Do Dog Barking Control Devices Actually Work?
My neighbor tried three different bark control gadgets over two summers before giving up and just accepting that his beagle was going to yodel at six in the morning. I think about that every time I see one of these devices reviewed with five stars and the headline "Life-changing!!!"
They can work. Whether they'll work for your dog is a different question.
What's Actually Out There
The market has a few distinct types of products, and they don't all do the same thing.
Ultrasonic devices emit a high-pitched sound when barking is detected. Dogs hear it, dislike it, and the theory is they connect the noise with their barking and stop. Works well for some dogs. Completely ignored by others, particularly older dogs whose high-frequency hearing has faded.
Tone trainers use an audible beep instead of ultrasonic frequency. Less selective about which dogs respond — if the dog can hear, it can hear this. These tend to be the safer bet if you're not sure how your dog's hearing is.
LED light deterrents add a visual flash on top of the sound. Some dogs do seem to respond more strongly when two senses get hit at once. Some dogs look at the light, tilt their head, and keep barking.
Handheld collarless trainers skip the automatic trigger entirely — you hold the device, watch the dog, and activate it yourself when you want to interrupt the behavior. More work on your end, but also more precise.
The LED Rechargeable Bark Stopper
This is the product category you'll see everywhere right now. A single device combines ultrasonic sound with a flashing LED, charges via USB, and claims to work indoors and outdoors.
The rechargeable battery is genuinely a quality-of-life improvement. If you're using one of these consistently over weeks, burning through AAAs is irritating. Look for one with USB-C and a battery that lasts more than a few days on a charge.
The indoor/outdoor claim needs scrutiny. A lot of these devices have no real weather protection. If you plan to leave it near a door or on a porch, check whether it has an actual IP rating or if the product page is just using the word "outdoor" loosely.
Range is usually 15 to 25 feet. Anything less than that isn't much use if your dog barks from across a big yard.

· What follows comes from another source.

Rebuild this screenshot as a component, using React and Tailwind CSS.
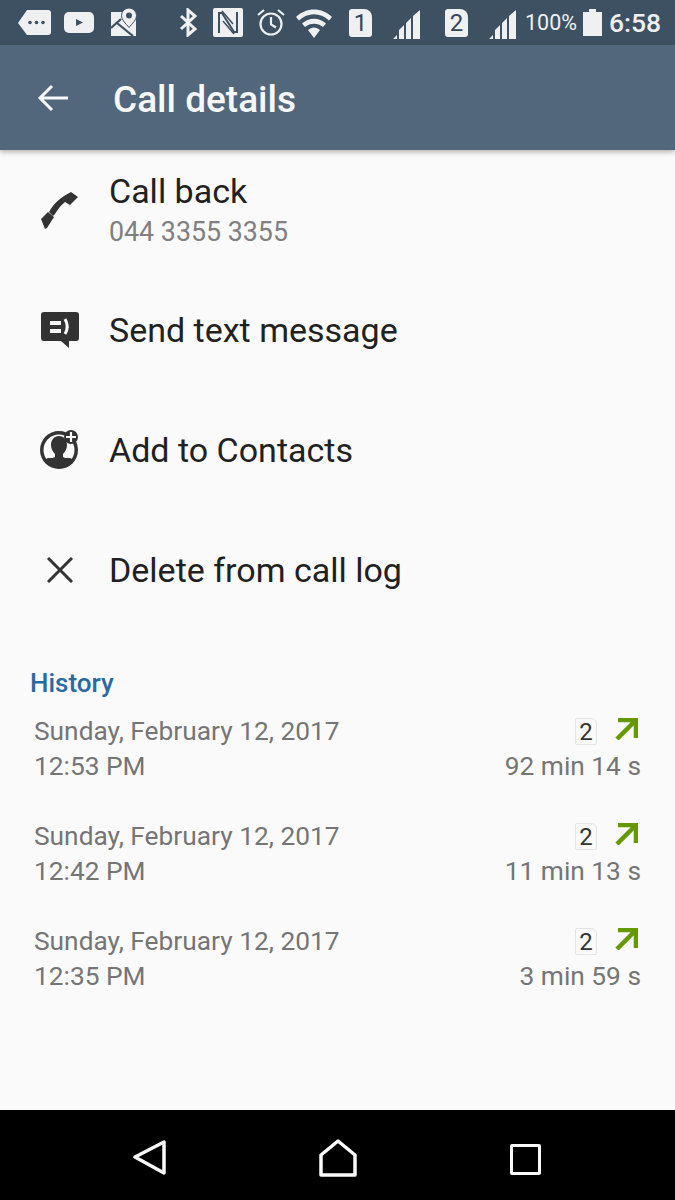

Why Handheld Beats Automatic for a Lot of People
Automatic bark detectors respond to sound. Any sound. They cannot tell the difference between your dog alerting you to a stranger at the gate and your dog barking because it's bored. They also fire at a sneeze, another dog on TV, and occasionally a loud truck outside.
A handheld device fixes this. You see the behavior you want to stop, you activate the device. You have agency over what gets corrected. The obvious downside is that you have to be present and watching — which doesn't help if the dog loses its mind every time you leave.
The collarless design is worth calling out separately. Dogs that won't tolerate a collar-mounted device — and some really won't — can still be trained with a handheld. You point it toward them, press the button, done. Effective range on most models is around 10 to 20 feet.
Does Any of This Actually Work?
Some dogs figure out the connection fast. First or second use, they hear the correction, stop barking, the sound stops, and they start to get the idea. Two weeks in, the barking is measurably better.
Other dogs show no reaction at all from the first use to the twentieth.
Working breeds, hunting dogs, and dogs with selective hearing loss often fall into the second group. Small, sensitive, or anxious dogs tend to be in the first. There's no reliable way to know in advance which one you have.
What the evidence does support is this: these devices work better alongside reward-based training than as a standalone fix. The correction tells the dog that barking has a consequence. Reinforcing quiet behavior tells the dog what to do instead. Without that second part, a lot of dogs just bark until the correction happens and then resume barking a few minutes later.
Using one of these as your only intervention, with no training and no attention to what's triggering the barking, usually produces temporary and inconsistent results.
Before You Buy
A few things worth thinking through:
Does your dog have normal hearing? If not, start with tone rather than ultrasonic.
What's causing the barking? A dog barking from boredom or separation anxiety needs more exercise and mental stimulation first. The device will not fix a dog that's under-stimulated. It'll just be a small frustration layered on top of a larger one.
How much of the day are you home? If the problem is barking while you're out, a handheld trainer doesn't help. You need an automatic device or a different approach entirely.
Are you willing to do some actual training alongside using the device? If yes, you'll get better results. If you're hoping the gadget handles everything on its own, you'll likely be disappointed.
These devices are tools. Useful ones, in the right situations. My neighbor's beagle probably would have responded better to a consistent training program than to the three gadgets that ended up in a closet. But for a dog that's trainable and an owner who's willing to put in a few weeks of work, an LED bark stopper or a handheld ultrasonic trainer is a reasonable starting point.
Just don't expect five stars worth of life-changing results without any effort on your part.